Google Translate just stepped beyond straight translation and into language training with a new pronunciation practice feature.

The rollout starts in the U.S. and India, where users can now practice speaking inside the app rather than simply reading or hearing translated phrases. Google has launched the feature first for English, Spanish, and Hindi, a limited but strategically broad mix that covers major global audiences and everyday language learners.

Google Translate is moving from a utility you consult to a tool you actively train with.

The shift matters because it changes what users expect from one of Google’s most familiar products. Translation apps have long helped people decode text and speech in the moment. Pronunciation practice suggests a different ambition: keeping users engaged before the trip, before the meeting, or before the conversation starts. Reports indicate Google aims to make the app more useful for people who want to build speaking confidence, not just translate on demand.

Key Facts

  • Google Translate now includes pronunciation practice.
  • The feature is rolling out in the U.S. and India.
  • Initial language support includes English, Spanish, and Hindi.
  • The update expands Translate beyond basic translation tasks.
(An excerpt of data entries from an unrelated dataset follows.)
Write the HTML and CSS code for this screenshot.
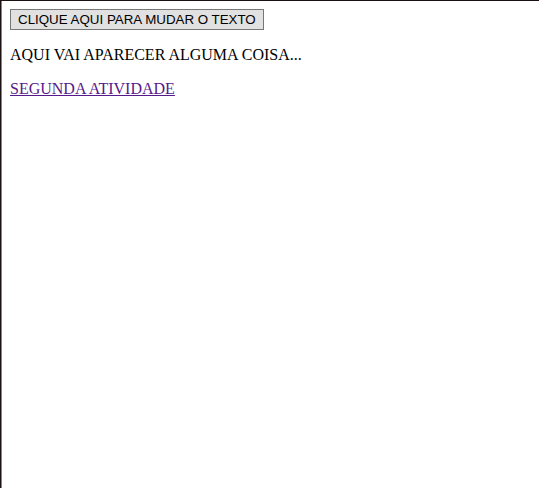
FILE: index.html
```html
<!DOCTYPE html>
<html lang="pt">
<head>
<meta charset="utf-8">
<title>Atividade</title>
<link rel="stylesheet" href="styles.css">
</head>
<body class="page">
<button class="btn" type="button">CLIQUE AQUI PARA MUDAR O TEXTO</button>
<p class="text">AQUI VAI APARECER ALGUMA COISA...</p>
<a class="link" href="#">SEGUNDA ATIVIDADE</a>
</body>
</html>
```
FILE: styles.css
```css
html {
  height: 100%;
  box-sizing: border-box;
  border-top: 1px solid #1c1010;
  border-left: 1px solid #1c1010;
  background: #fff;
}
.page {
  margin: 0;
  padding: 8px 8px 8px 8px;
  border-left: 1px solid #c86a6a;
  min-height: 100%;
  box-sizing: border-box;
  font-family: "Liberation Serif", "Times New Roman", serif;
  font-size: 16px;
  color: #000;
}
.btn {
  font-family: "Liberation Sans", Arial, sans-serif;
  font-size: 13.33px;
  color: #000;
  background: #e1e1e1;
  border: 1px solid #777;
  border-radius: 0;
  padding: 1px 7px;
  height: 21px;
  line-height: 17px;
  margin: 0;
}
.text {
  margin: 16px 0;
}
.link {
  color: #551a8b;
  text-decoration: underline;
}
```
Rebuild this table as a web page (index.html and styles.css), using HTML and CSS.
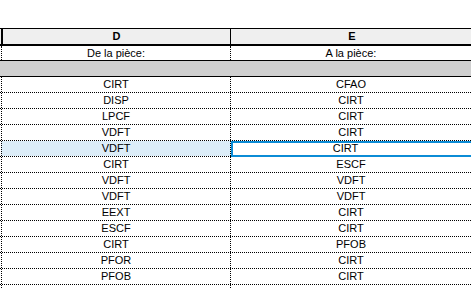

The choice of markets and languages offers its own clue about Google’s priorities. The U.S. and India give the company two enormous, mobile-first audiences with very different language needs. English, Spanish, and Hindi also create an early test bed across widely used languages, letting Google measure whether users treat the feature as a quick add-on or as a reason to return to the app more often.

What comes next will determine whether this update feels like a small convenience or the start of a larger push into learning tools. If Google expands the feature to more regions and languages, Translate could tighten its grip on users who currently bounce between translation apps, videos, and dedicated learning platforms. That matters because the winning language product may not be the one that teaches the most; it may be the one people already open every day.